La plantilla de actores está hecha a la medida de los personajes. José Luis Hidalgo en Vania llega a un punto de madurez en su carrera, no solo por la experiencia de su trayectoria, sino, porque, de algún modo, como actor ha recorrido también una secuencia de personajes que lo ubican en ese lugar. Vania ha sido Hidalgo en la composición del grupo cuando ha asumido, más de una vez, las figuras secundarias que apoyan o completan la existencia del protagonista.
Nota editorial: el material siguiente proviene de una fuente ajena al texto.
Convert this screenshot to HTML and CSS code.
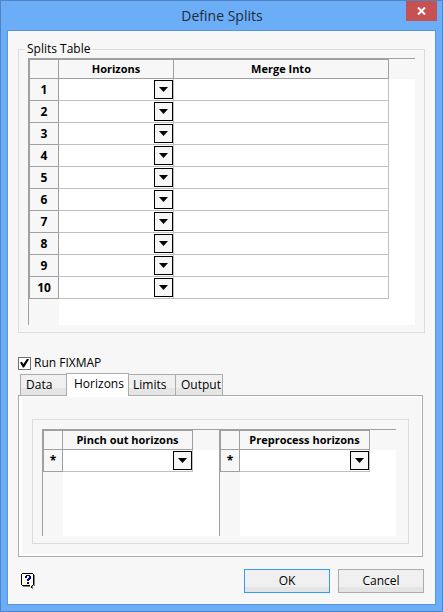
FILE: index.html
```html
<!DOCTYPE html>
<html lang="en">
<head>
  <meta charset="UTF-8" />
  <title>Define Splits</title>
  <link rel="stylesheet" href="styles.css">
</head>
<body>

<div class="window">
  <header class="titlebar">
    <h1>Define Splits</h1>
    <button class="close" type="button" aria-label="Close">
      <svg width="9" height="8" viewBox="0 0 9 8"><path d="M1 0.5 L8 7.5 M8 0.5 L1 7.5" stroke="#fff" stroke-width="2" fill="none"/></svg>
    </button>
  </header>

  <form class="client">
    <fieldset class="splits">
      <legend>Splits Table</legend>
      <div class="grid grid-splits">
        <table>
          <thead>
            <tr><th class="num"></th><th class="col-horizon">Horizons</th><th class="col-merge">Merge Into</th></tr>
          </thead>
          <tbody id="splitsBody"></tbody>
        </table>
      </div>
    </fieldset>

    <label class="check"><input type="checkbox" checked> Run FIXMAP</label>

    <div class="tabs" role="tablist">
      <button class="tab" type="button" role="tab">Data</button>
      <button class="tab active" type="button" role="tab" aria-selected="true">Horizons</button>
      <button class="tab" type="button" role="tab">Limits</button>
      <button class="tab last" type="button" role="tab">Output</button>
    </div>
    <div class="panel" role="tabpanel">
      <div class="panel-inner">
        <div class="group">
          <div class="grid grid-small">
            <table>
              <thead><tr><th class="num"></th><th class="col-list">Pinch out horizons</th></tr></thead>
              <tbody><tr><th>*</th><td><div class="drop"><select aria-label="Pinch out horizon"><option></option></select></div></td></tr></tbody>
            </table>
          </div>
          <div class="grid grid-small">
            <table>
              <thead><tr><th class="num"></th><th class="col-list">Preprocess horizons</th></tr></thead>
              <tbody><tr><th>*</th><td><div class="drop"><select aria-label="Preprocess horizon"><option></option></select></div></td></tr></tbody>
            </table>
          </div>
        </div>
      </div>
    </div>

    <footer class="actions">
      <button class="help" type="button" aria-label="Help">
        <svg width="14" height="16" viewBox="0 0 14 16" shape-rendering="crispEdges">
          <path d="M2 1h11v1h1v11h-2v3h-1v-1h-1v-1H2z" fill="#808080"/>
          <path d="M1 0h11v1h1v11h-1v1h-1v2h-1v-1H9v-1H1v-1H0V1h1z" fill="#000"/>
          <path d="M1 1h11v11h-2v2H9v-2H1z" fill="#fff"/>
          <path d="M2 2h1v1H2zM4 1h1v1H4zM8 1h1v1H8zM10 2h1v1h-1zM2 5h1v1H2zM3 8h1v1H3zM2 10h1v1H2zM5 11h1v1H5zM8 11h1v1H8zM10 9h1v1h-1zM11 6h1v1h-1zM10 12h1v1h-1z" fill="#ffff40"/>
          <path d="M4 3h1V2h4v1h1v3H9v1H8v1H6V6h1V5h1V3H6v2H4zM6 9h2v2H6z" fill="#000090"/>
        </svg>
      </button>
      <button class="btn default" type="submit">OK</button>
      <button class="btn" type="button">Cancel</button>
    </footer>
  </form>
</div>

<script>
  const body = document.getElementById("splitsBody");
  for (let i = 1; i <= 10; i++) {
    const row = document.createElement("tr");
    row.innerHTML = `
      <th>${i}</th>
      <td><div class="drop"><select aria-label="Horizon ${i}"><option></option></select></div></td>
      <td></td>
    `;
    body.appendChild(row);
  }
</script>

</body>
</html>
```
FILE: styles.css
```css
*, *::before, *::after { box-sizing: border-box; }
body { margin: 0; font-family: 'Open Sans', 'Noto Sans', sans-serif; font-size: 12px; line-height: 16px; color: #000; }
button, select, input { font: inherit; color: inherit; margin: 0; padding: 0; }

.window { min-height: 100vh; display: flex; flex-direction: column; background: #6badf6; border: 1px solid #4f83c4; padding: 0 6px 6px; }
.titlebar { display: grid; grid-template-columns: 31px 1fr 31px; height: 29px; margin-right: -1px; }
.titlebar h1 { grid-column: 2; margin: 0; font-size: 14px; font-weight: normal; line-height: 29px; text-align: center; color: #222c38; }
.close { width: 31px; height: 20px; border: none; background: #c75050; display: flex; align-items: center; justify-content: center; }

.client { flex: 1; display: flex; flex-direction: column; background: #f7f7f7; border: 1px solid #5a94db; padding: 10px 10px 11px; }

.splits { margin: 0; min-width: 0; border: 1px solid #dcdcdc; padding: 1px 9px 7px; }
.splits legend { margin-left: -3px; padding: 0 2px; }

.grid {
  border: solid #a0a0a0; border-width: 1px 0 0 1px;
  background: linear-gradient(#f7f7f7, #f7f7f7) 0 0 / 30px 100% no-repeat,
    linear-gradient(#f7f7f7, #f7f7f7) 0 0 / 100% 20px no-repeat, #fff;
}
.grid-splits { height: 267px; }
.grid-small { flex: 1; height: 107px; background-size: 20px 100%, 100% 20px; }
table { border-collapse: separate; border-spacing: 0; table-layout: fixed; border: solid #a0a0a0; border-width: 1px 0 0 1px; }
.grid-splits table { width: 360px; }
.grid-small table { width: 150px; }
th, td { padding: 0; border: solid #c0c0c0; border-width: 0 1px 1px 0; height: 22px; }
th { background: #f7f7f7; border-color: #a0a0a0; font-weight: bold; text-align: center; }
td { background: #fff; }
thead th { height: 19px; font-size: 11px; }
.num { width: 29px; }
.col-horizon { width: 115px; }
.col-merge { width: 215px; }
.grid-small .num { width: 19px; }
.col-list { width: 130px; }

.drop { position: relative; height: 21px; }
.drop select { display: block; appearance: none; width: 100%; height: 21px; border: none; border-radius: 0; background: #fff; }
.drop::before { content: ""; position: absolute; top: 1px; right: 0; width: 19px; height: 19px; border: 1px solid #000; background: #f7f7f7; pointer-events: none; }
.drop::after { content: ""; position: absolute; top: 8px; right: 5px; width: 9px; height: 5px; background: #000; clip-path: polygon(0 0, 100% 0, 50% 100%); pointer-events: none; }

.check { display: flex; align-items: center; gap: 3px; margin-top: 22px; }
.check input { appearance: none; width: 13px; height: 13px; border: 1px solid #707070; background: #fff; display: grid; place-items: center; }
.check input:checked::before { content: ""; width: 9px; height: 9px; background: #000; clip-path: polygon(0 45%, 20% 35%, 38% 60%, 80% 0, 100% 10%, 45% 100%, 32% 100%); }

.tabs { display: flex; align-items: flex-end; margin: 2px 0 -1px 2px; }
.tab { width: 46px; height: 21px; margin-bottom: 1px; padding: 0 0 0 5px; text-align: left; border: 1px solid #acacac; border-right: none; border-bottom: none; background: linear-gradient(#f0f0f0 0 65%, #e5e5e5 65%); }
.tab.active { width: 63px; height: 23px; margin-bottom: 0; padding: 0 0 2px 7px; position: relative; border-right: 1px solid #acacac; background: #fff; }
.tab.active + .tab { border-left: none; padding-left: 4px; }
.tab.last { width: 48px; border-right: 1px solid #acacac; }

.panel { margin-right: 2px; border: 1px solid #acacac; background: #fff; padding: 1px 1px 2px 3px; }
.panel-inner { background: #f7f7f7; padding: 22px 12px 10px 10px; }
.group { display: flex; border: 1px solid #dcdcdc; padding: 9px 12px 7px 9px; }

.actions { display: flex; align-items: center; gap: 8px; margin: auto 1px 0 3px; }
.help { width: 14px; height: 16px; border: none; background: none; margin-right: auto; }
.help svg { display: block; }
.btn { width: 86px; height: 24px; border: 1px solid #acacac; background: linear-gradient(#f0f0f0 0 75%, #e5e5e5 75%); }
.btn.default { border-color: #3399ff; }
```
Una actuación veraz, nacida de la angustia real que atraviesa un hombre y un personaje de su edad, y así lo confirma, “tengo 47 años” en sus más agudas tensiones, aquellas que nos desvelan, que nos hacen preguntarnos en qué punto estamos, qué hemos hecho y nos falta por hacer. Pero, contrariamente al estupendo actor que es Hidalgo, Vania no tiene futuro, o mejor aún, merece el futuro que se ha edificado por su incapacidad para vivirlo. No es la circunstancia la que lo agobia y oprime, es su mediocridad fisiológica.

Yuliet Cruz condensa una ruta artística en ascenso, segura de sí misma en ese estado de desasosiego y desesperanza de Elena, atrapada entre el deseo y un supuesto deber más afincado a la comodidad. Héctor Noas transita por los matices de este médico alcoholizado como única vía de escape a sus sucesivos fracasos, profesionales, sentimentales y existenciales; un actor que domina, en una ejecución contenida, las modulaciones de su corporeidad y expresión. Y que, dicho sea de paso, ha crecido en ese breve pero decisivo papel en Conducta. Pero a diferencia de aquel padre de familia solo vencido por la absurda ley, Mijail se deja vencer por el absurdo de sí mismo.

Discípula de Celdrán, vuelve Yailín Coppola al staff de actores. En su interpretación, contrapuntea su fuerte físico y voz con la fragilidad de su espíritu, condenada a la espera de la nada, absorta e ingenua en su propia incapacidad. Y la actuación de Waldo Franco, quien se ha fijado felizmente al repertorio del grupo, es la consagración de la mediocridad, del ridículo absoluto como intelectual, marido y hombre práctico. En esa queja de dolores físicos, se esconde el simulacro de una pena moral, tan inconsciente como la de su propia medianía. Vienen a aumentar la nulidad, el vacío de una existencia desdibujada y soñolienta el dueto de pusilánimes de María (Verónica Díaz) y Marina (Nora Hamze), actrices de alta talla que completan este lienzo sepia de la realidad.

Siempre será insuficiente lo que podremos devolver de nuestras lecturas, íntimas y personales. Con El Tío Vania el disenso entre el escenario y la platea rebasa un debate doméstico y se instala en una instancia filosófica, existencial del hombre. Sin duda, Carlos Celdrán reitera una verdad que ha signado su teatro. Lo que vemos ante nuestros ojos es una escena transparente.